The author of Children of the Covered Wagon has deserted the field of fictionized history for a story of sheer imagination, a rather far-fetched mystery yarn concerning two children and their dog and a Russian exile, whose cherished locket they find on the agate beach. There are all sorts of adventures, beginning with the finding of Laddy, and going on through the adventures with the battered boat in the flood.
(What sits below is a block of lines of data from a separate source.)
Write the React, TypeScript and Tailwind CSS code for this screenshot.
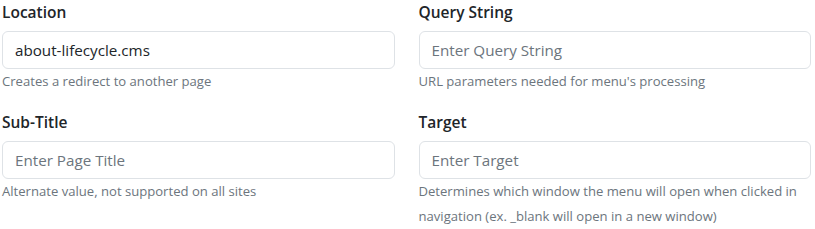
const fields = [
  {
    label: 'Location',
    value: 'about-lifecycle.cms',
    placeholder: 'Enter Location',
    help: 'Creates a redirect to another page'
  },
  {
    label: 'Query String',
    value: '',
    placeholder: 'Enter Query String',
    help: "URL parameters needed for menu's processing"
  },
  {
    label: 'Sub-Title',
    value: '',
    placeholder: 'Enter Page Title',
    help: 'Alternate value, not supported on all sites'
  },
  {
    label: 'Target',
    value: '',
    placeholder: 'Enter Target',
    help: 'Determines which window the menu will open when clicked in navigation (ex. _blank will open in a new window)'
  }
];

export default function App() {
  return (
    <div className="w-[815px] h-[229px] bg-white pl-[2px] pr-[4px] font-['Open_Sans',sans-serif] text-[#212529]">
      <div className="grid grid-cols-2 gap-x-6 gap-y-4">
        {fields.map((f) => (
          <div key={f.label}>
            <label className="block text-[15.5px] leading-6 font-semibold mb-[7px]">{f.label}</label>
            <input
              type="text"
              defaultValue={f.value}
              placeholder={f.placeholder}
              className="block w-full h-[38px] pl-[12px] pr-3 text-[15.2px] border border-[#dee2e6] rounded-md bg-white text-[#212529] placeholder:text-[#6c757d] outline-none"
            />
            <p className="text-[13.1px] leading-[25px] text-[#6c757d]">{f.help}</p>
          </div>
        ))}
      </div>
    </div>
  );
}
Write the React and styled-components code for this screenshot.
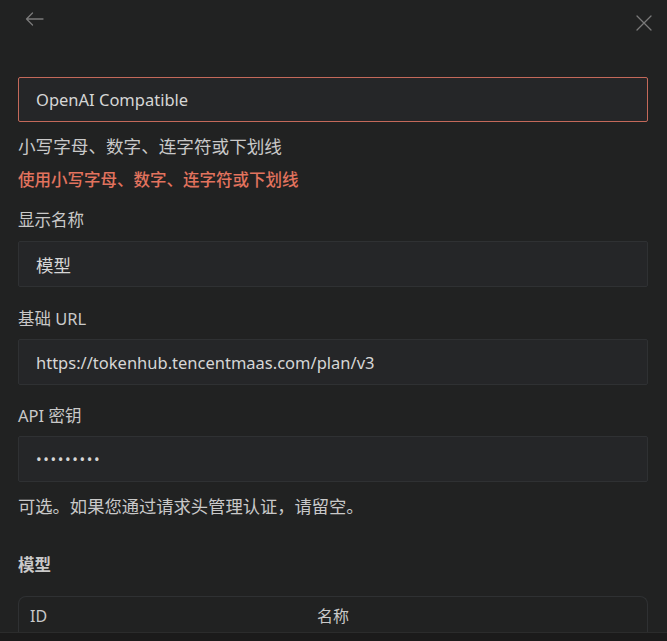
import React from "react";
import styled, { createGlobalStyle } from "styled-components";

const Global = createGlobalStyle`
  html, body { margin: 0; padding: 0; background: #212222; overflow: hidden; }
  body { font-family: "Noto Sans", "Noto Sans CJK SC", sans-serif; color: #d0d0d0; }
  * { box-sizing: border-box; }
`;

const Page = styled.div`
  position: relative;
  width: 667px;
  height: 641px;
  overflow: hidden;
  background: #212222;
`;

const Header = styled.div`
  height: 40px;
  display: flex;
  align-items: flex-start;
  justify-content: space-between;
  padding: 12px 15px 0 25px;
`;

const IconBtn = styled.span`
  display: flex;
  color: #7a7a7a;
  margin-top: ${(p) => p.$mt || 0}px;
`;

const Form = styled.div`
  padding: 0 19px 0 18px;
  display: flex;
  flex-direction: column;
`;

const Input = styled.div`
  height: ${(p) => p.$h || 46}px;
  margin-top: ${(p) => p.$mt || 0}px;
  display: flex;
  align-items: center;
  padding: 0 17px;
  background: #252628;
  border: 1px solid ${(p) => (p.$error ? "#c4695a" : "#2f3133")};
  border-radius: 2px;
  font-size: ${(p) => p.$size || 16.5}px;
  color: #d6d6d6;
  letter-spacing: ${(p) => (p.$dots ? "1.6px" : "0")};
`;

const Text = styled.div`
  margin-top: ${(p) => p.$mt || 0}px;
  font-size: ${(p) => p.$size || 16.5}px;
  line-height: 24px;
  color: ${(p) => p.$color || "#c9c9c9"};
  font-weight: ${(p) => p.$weight || 400};
`;

const Table = styled.div`
  margin-top: 19px;
  border: 1px solid #2f3133;
  border-bottom: none;
  border-radius: 8px 8px 0 0;
  height: 60px;
`;

const TableHead = styled.div`
  display: grid;
  grid-template-columns: 287px 1fr;
  padding: 7px 11px;
  font-size: 16px;
  line-height: 24px;
  color: #c9c9c9;
`;

const Footer = styled.div`
  position: absolute;
  left: 0;
  right: 0;
  bottom: 0;
  height: 9px;
  background: #1b1b1b;
  border-top: 1px solid #2b2c2c;
  z-index: 2;
`;

export default function App() {
  return (
    <Page>
      <Global />
      <Header>
        <IconBtn>
          <svg width="19" height="14" viewBox="0 0 19 14" fill="none" stroke="currentColor" strokeWidth="1.3" strokeLinecap="round" strokeLinejoin="round">
            <path d="M18 7H1.5M7.5 1L1.5 7l6 6" />
          </svg>
        </IconBtn>
        <IconBtn $mt={3}>
          <svg width="16" height="16" viewBox="0 0 16 16" fill="none" stroke="currentColor" strokeWidth="1.3" strokeLinecap="round">
            <path d="M1 1l14 14M15 1L1 15" />
          </svg>
        </IconBtn>
      </Header>
      <Form>
        <Input $mt={37} $h={45} $error>OpenAI Compatible</Input>
        <Text $mt={12} $size={17.6}>小写字母、数字、连字符或下划线</Text>
        <Text $mt={10} $color="#e2735e" $weight={500}>使用小写字母、数字、连字符或下划线</Text>
        <Text $mt={16}>显示名称</Text>
        <Input $mt={9} $size={17.5}>模型</Input>
        <Text $mt={20}>基础 URL</Text>
        <Input $mt={8}>https://tokenhub.tencentmaas.com/plan/v3</Input>
        <Text $mt={19}>API 密钥</Text>
        <Input $mt={8} $dots $size={15}>•••••••••</Input>
        <Text $mt={13} $size={17.3}>可选。如果您通过请求头管理认证，请留空。</Text>
        <Text $mt={34} $weight={600}>模型</Text>
        <Table>
          <TableHead>
            <span>ID</span>
            <span>名称</span>
          </TableHead>
        </Table>
      </Form>
      <Footer />
    </Page>
  );
}
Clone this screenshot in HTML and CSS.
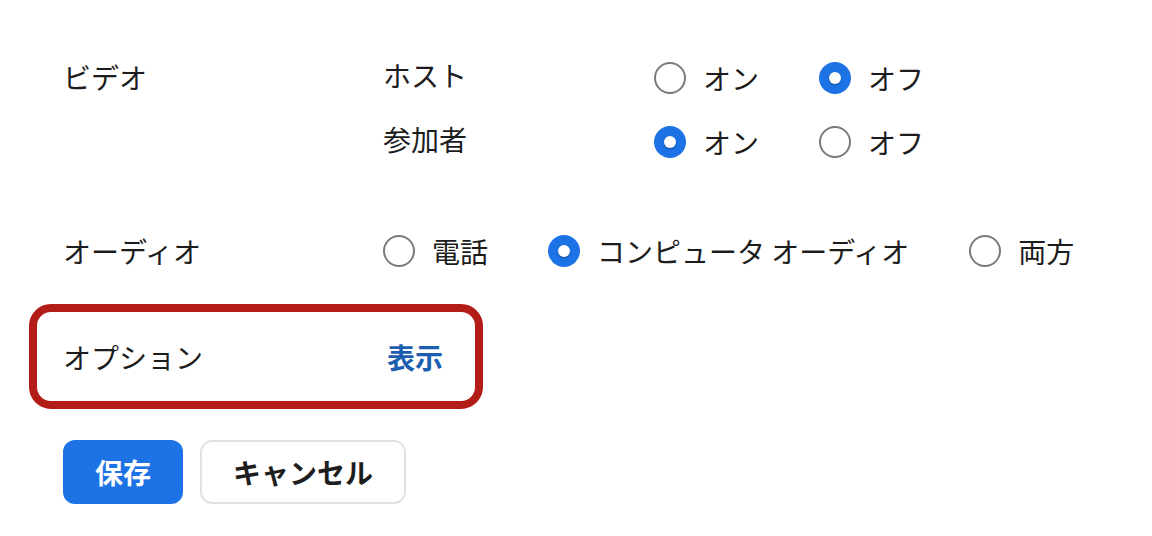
FILE: index.html
```html
<!DOCTYPE html>
<html lang="ja">
<head>
<meta charset="utf-8">
<title>設定</title>
<link rel="stylesheet" href="styles.css">
</head>
<body>
<div class="form">
  <div class="section video">
    <div class="label">ビデオ</div>
    <div class="sub-rows">
      <div class="sub-row">
        <div class="sub-label host">ホスト</div>
        <div class="options">
          <label class="option"><input type="radio" name="host"><span>オン</span></label>
          <label class="option"><input type="radio" name="host" checked><span>オフ</span></label>
        </div>
      </div>
      <div class="sub-row">
        <div class="sub-label host">参加者</div>
        <div class="options">
          <label class="option"><input type="radio" name="part" checked><span>オン</span></label>
          <label class="option"><input type="radio" name="part"><span>オフ</span></label>
        </div>
      </div>
    </div>
  </div>
  <div class="section audio">
    <div class="label">オーディオ</div>
    <div class="options">
      <label class="option"><input type="radio" name="audio"><span>電話</span></label>
      <label class="option"><input type="radio" name="audio" checked><span>コンピュータ オーディオ</span></label>
      <label class="option"><input type="radio" name="audio"><span>両方</span></label>
    </div>
  </div>
  <div class="highlight">
    <div class="opt-label">オプション</div>
    <a class="show-link" href="#">表示</a>
  </div>
  <div class="buttons">
    <button class="btn primary">保存</button>
    <button class="btn secondary">キャンセル</button>
  </div>
</div>
</body>
</html>
```
FILE: styles.css
```css
* { box-sizing: border-box; }
html, body { margin: 0; padding: 0; background: #fff; }
body {
  font-family: "Noto Sans CJK JP", "Noto Sans", sans-serif;
  font-size: 28px;
  color: #1c1c1c;
}
.form {
  padding: 46px 0 0 63px;
}
.section { display: flex; }
.label { width: 320px; }
.video .label { padding-top: 11px; }
.sub-rows { display: flex; flex-direction: column; }
.sub-row { display: flex; align-items: center; height: 64px; }
.sub-label { width: 271px; margin-top: -6px; }
.options { display: flex; gap: 60px; }
.option { display: flex; align-items: center; gap: 17px; cursor: pointer; }
.option input {
  appearance: none;
  -webkit-appearance: none;
  margin: 0;
  width: 32px;
  height: 32px;
  border-radius: 50%;
  border: 2px solid #7a7a7a;
  background: #fff;
  position: relative;
  flex: none;
}
.option input:checked {
  border: none;
  background: #1d73e5;
}
.option input:checked::after {
  content: "";
  position: absolute;
  left: 10px;
  top: 10px;
  width: 12px;
  height: 12px;
  border-radius: 50%;
  background: #fff;
  box-shadow: 0 1px 2px rgba(0,0,0,0.35);
}
.audio { margin-top: 45px; height: 64px; align-items: center; }
.highlight {
  margin: 21px 0 0 -34px;
  width: 454px;
  height: 105px;
  border: 8px solid #b21e17;
  border-radius: 22px;
  display: flex;
  align-items: center;
  padding: 0 0 0 26px;
}
.opt-label { width: 324px; }
.show-link {
  color: #1b5dae;
  text-decoration: none;
  font-weight: 700;
}
.buttons {
  margin-top: 31px;
  display: flex;
  gap: 17px;
}
.btn {
  font-family: inherit;
  font-size: 28px;
  font-weight: 700;
  height: 64px;
  border-radius: 12px;
  cursor: pointer;
  padding: 0;
}
.primary {
  width: 120px;
  background: #1d73e5;
  color: #fff;
  border: none;
}
.secondary {
  width: 206px;
  background: #fff;
  color: #1e1e1e;
  border: 2px solid #e2e2e2;
}
```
MARY JANE CARR has lived in the Pacific Northwest all her life. She was born and grew up with four sisters and four brothers in Portland, Oregon. She attended both high school and Marylhurst College there. After college Miss Carr joined The Catholic Sentinel, a weekly newspaper. She began as a proofreader and eventually worked her way up to the job of associate editor. Her feature articles also appeared in the daily papers. Her interest in the obscure history of the Old Oregon Trail led to a series of stories in the Sunday magazine section of The Portland Oregonian. These stories became Children of the Covered Wagon when their enthusiastic reception encouraged Miss Carr to have them published in book form. Children of the Covered Wagon was first published in 1934. It has since become a children's classic. (from the back of Children of the Covered Wagon)
Full disclosure (to avoid accusations of plagiarizing myself): I have told this story, in a similar way, on my blog.
Thirty years ago, I was walking around New York City, and I saw a guy selling original art on the street. One of the drawings was the 1930s cover of this book. The cover art, of a boy, a girl and dog in a boat that was docking on the shore of a mysterious island, was beautiful, although I didn't buy it them. For a couple of years. I thought about it. Then, one day, there he was again, on another sidewalk, still trying to sell the drawing. I think it cost me twenty dollars, and today it hangs on the wall in the bedroom of my two daughters, where it has hung for a few years.
The book, which I bought them when they were little, begins with a boy and a girl in Oregon who rescue a puppy from a towering cliff and fix up an old boat, and somehow morphs into a saga about families torn apart by the Russian revolution and ends with a terrifying flood! It is a real time capsule, now utterly forgotten, but absolutely appealing to a 7 or 8-year-old of today.